→ TASK REQUIREMENTS: Pick out the lines below that include the string "components".

++++ SUPPLIED MATERIAL

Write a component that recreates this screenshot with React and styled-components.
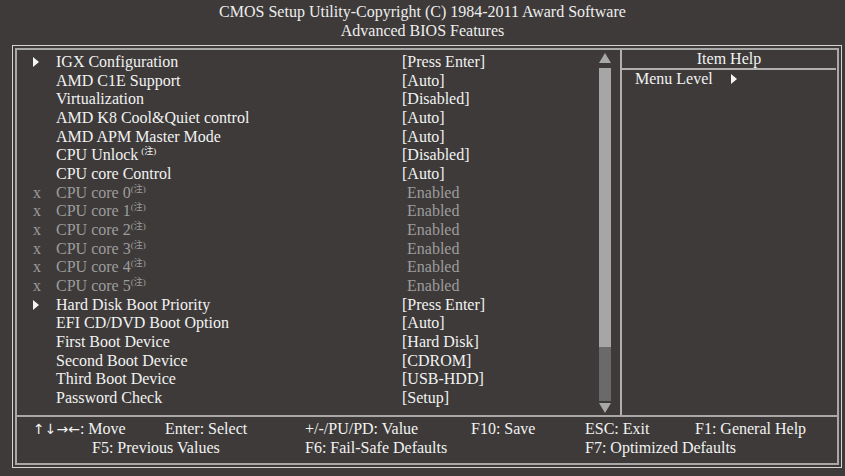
import React from "react";
import styled, { createGlobalStyle } from "styled-components";

const Global = createGlobalStyle`
  html, body { margin: 0; padding: 0; background: #3d3a39; }
  body { font-family: "Liberation Serif", "Times New Roman", serif; }
`;

const Page = styled.div`
  width: 845px;
  height: 476px;
  background: #3d3a39;
  color: #f2f2f2;
  font-size: 16px;
  overflow: hidden;
`;

const Title = styled.div`
  padding-top: 2px;
  margin-bottom: 5px;
  text-align: center;
  line-height: 19px;
  color: #eeeeee;
`;

const OuterFrame = styled.div`
  margin-left: 12px;
  width: 830px;
  box-sizing: border-box;
  border: 1px solid #d4d4d4;
  padding: 2px;
`;

const InnerFrame = styled.div`
  border: 2px solid #a8a8a8;
`;

const Main = styled.div`
  display: flex;
  height: 365px;
  border-bottom: 2px solid #a8a8a8;
`;

const ItemList = styled.div`
  width: 582px;
  padding-top: 3px;
  display: grid;
  grid-template-columns: 16px 23px 346px 1fr;
  grid-auto-rows: 18.67px;
  align-content: start;
`;

const Row = styled.div`
  display: contents;
  color: ${(p) => (p.$disabled ? "#9d9d9d" : "#f2f2f2")};
`;

const Marker = styled.div`
  grid-column: 2;
  display: flex;
  align-items: center;
  line-height: 18.67px;
  font-size: 16px;
`;

const Label = styled.div`
  grid-column: 3;
  line-height: 18.67px;
  white-space: nowrap;
`;

const Value = styled.div`
  grid-column: 4;
  line-height: 18.67px;
  white-space: nowrap;
  padding-left: ${(p) => (p.$disabled ? "5px" : "0")};
`;

const Note = styled.sup`
  font-size: 9px;
  line-height: 0;
  vertical-align: 6px;
  margin-left: ${(p) => (p.$spaced ? "3px" : "0")};
  font-family: "Liberation Serif", "Noto Sans CJK JP", serif;
`;

const ScrollCol = styled.div`
  width: 12px;
  padding-top: 3px;
  display: flex;
  flex-direction: column;
  align-items: center;
`;

const Arrow = styled.svg`
  display: block;
  width: 12px;
  height: 10px;
  flex: none;
`;

const Track = styled.div`
  margin-top: 5px;
  width: 12px;
  height: 333px;
  background: #6a6a6a;
  display: flex;
  flex-direction: column;
  margin-bottom: 2px;
`;

const Thumb = styled.div`
  height: 279px;
  background: #a6a6a6;
`;

const Divider = styled.div`
  width: 2px;
  margin-left: 9px;
  background: #b0b0b0;
`;

const HelpPane = styled.div`
  flex: 1;
  display: flex;
  flex-direction: column;
`;

const HelpHeader = styled.div`
  line-height: 18px;
  text-align: center;
  border-bottom: 2px solid #b0b0b0;
  margin-right: 1px;
`;

const HelpLine = styled.div`
  display: flex;
  align-items: center;
  line-height: 17px;
  padding-left: 13px;
  gap: 18px;
`;

const Footer = styled.div`
  display: grid;
  grid-template-columns: 16px 59px 73px 140px 166px 114px 110px 1fr;
  grid-auto-rows: 19px;
  padding-top: 2px;
  padding-bottom: 6px;
  line-height: 19px;
  white-space: nowrap;
`;

const Key = styled.div`
  grid-column: ${(p) => p.$col} / span ${(p) => p.$span || 1};
  grid-row: ${(p) => p.$row};
`;

const Arrows = styled.span`
  font-family: "DejaVu Sans", sans-serif;
  font-size: 14px;
`;

const Tri = () => (
  <svg width="6" height="10" viewBox="0 0 6 10">
    <polygon points="0,0 6,5 0,10" fill="#f4f4f4" />
  </svg>
);

const items = [
  { label: "IGX Configuration", value: "[Press Enter]", sub: true },
  { label: "AMD C1E Support", value: "[Auto]" },
  { label: "Virtualization", value: "[Disabled]" },
  { label: "AMD K8 Cool&Quiet control", value: "[Auto]" },
  { label: "AMD APM Master Mode", value: "[Auto]" },
  { label: "CPU Unlock", value: "[Disabled]", note: "spaced" },
  { label: "CPU core Control", value: "[Auto]" },
  ...[0, 1, 2, 3, 4, 5].map((n) => ({
    label: `CPU core ${n}`,
    value: "Enabled",
    note: "tight",
    disabled: true,
  })),
  { label: "Hard Disk Boot Priority", value: "[Press Enter]", sub: true },
  { label: "EFI CD/DVD Boot Option", value: "[Auto]" },
  { label: "First Boot Device", value: "[Hard Disk]" },
  { label: "Second Boot Device", value: "[CDROM]" },
  { label: "Third Boot Device", value: "[USB-HDD]" },
  { label: "Password Check", value: "[Setup]" },
];

export default function App() {
  return (
    <Page>
      <Global />
      <Title>
        <div>CMOS Setup Utility-Copyright (C) 1984-2011 Award Software</div>
        <div>Advanced BIOS Features</div>
      </Title>
      <OuterFrame>
        <InnerFrame>
          <Main>
            <ItemList>
              {items.map((it) => (
                <Row key={it.label} $disabled={it.disabled}>
                  <Marker>{it.sub ? <Tri /> : it.disabled ? "x" : null}</Marker>
                  <Label>
                    {it.label}
                    {it.note && <Note $spaced={it.note === "spaced"}>(注)</Note>}
                  </Label>
                  <Value $disabled={it.disabled}>{it.value}</Value>
                </Row>
              ))}
            </ItemList>
            <ScrollCol>
              <Arrow viewBox="0 0 12 10">
                <polygon points="6,0 12,10 0,10" fill="#a8a8a8" />
              </Arrow>
              <Track>
                <Thumb />
              </Track>
              <Arrow viewBox="0 0 12 10">
                <polygon points="0,0 12,0 6,10" fill="#a8a8a8" />
              </Arrow>
            </ScrollCol>
            <Divider />
            <HelpPane>
              <HelpHeader>Item Help</HelpHeader>
              <HelpLine>
                <span>Menu Level</span>
                <Tri />
              </HelpLine>
            </HelpPane>
          </Main>
          <Footer>
            <Key $row={1} $col={2} $span={2}><Arrows>↑↓→←</Arrows>: Move</Key>
            <Key $row={1} $col={4}>Enter: Select</Key>
            <Key $row={1} $col={5}>+/-/PU/PD: Value</Key>
            <Key $row={1} $col={6}>F10: Save</Key>
            <Key $row={1} $col={7}>ESC: Exit</Key>
            <Key $row={1} $col={8}>F1: General Help</Key>
            <Key $row={2} $col={3}>F5: Previous Values</Key>
            <Key $row={2} $col={5}>F6: Fail-Safe Defaults</Key>
            <Key $row={2} $col={7}>F7: Optimized Defaults</Key>
          </Footer>
        </InnerFrame>
      </OuterFrame>
    </Page>
  );
}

++++++++

→ FULL SOLUTION:
Write a component that recreates this screenshot with React and styled-components.
import styled, { createGlobalStyle } from "styled-components";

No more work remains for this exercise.